The Service is led by Gyula Csák, formerly a journalist and editor with the pan-European network Euronews and a producer and Hungary correspondent for the BBC. Csák has also worked as a senior news executive for numerous Hungarian outlets including InfoRádió, Kossuth Rádió, Hírsarok, and Rádió C, and blogged for Hungary’s popular blog.hu platform.
RFE/RL’s return to Hungary marks its third entry into an EU member state. In 2019 it relaunched work in Bulgaria and Romania – where, like Hungary, it played a critical role during the Cold War, reaching well over 50 percent of adult audiences in the 1980s with uncensored radio news.
In 1991, soon after independence, then-leader of the Fidesz parliamentary faction Viktor Orban commended the work of the Hungarian Service in an address to the country’s parliament.
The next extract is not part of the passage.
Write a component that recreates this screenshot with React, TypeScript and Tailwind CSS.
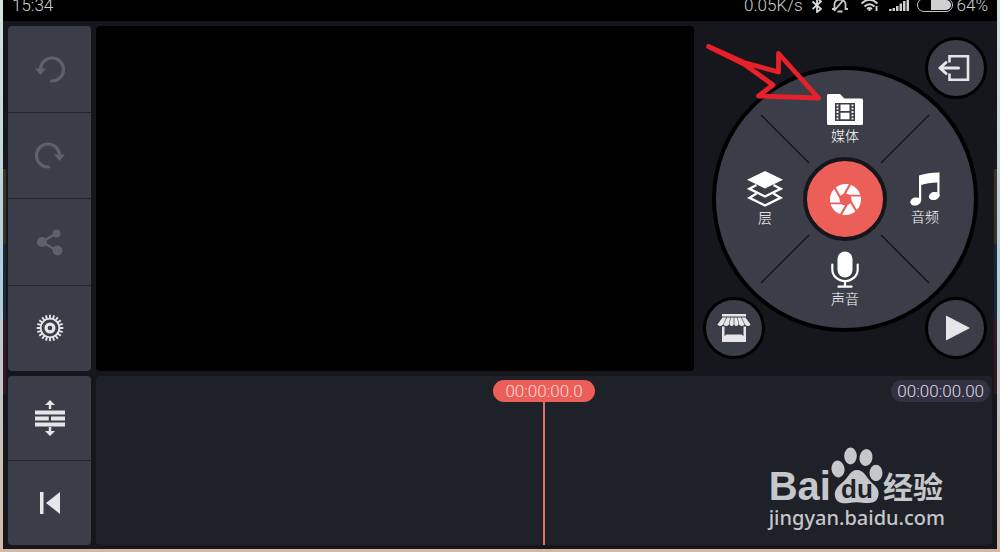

Orban, now prime minister, told the gathering that Szabad Európa Rádió “rendered a significant service to the Hungarian people” and “continues to be indispensable today and in the future as well on the platform of free Hungarian telecommunication.”
RFE/RL exited Hungary in 1993, but announced plans to return in 2019, as declining media pluralism and disinformation degraded the information landscape. That year, a report by the global monitor Freedom House described Hungary’s “great success in snuffing out critical journalism.” Reporters Without Borders ranked Hungary 87th among 180 countries surveyed, downgrading it 14 places from 2018 and 23 places from five years before.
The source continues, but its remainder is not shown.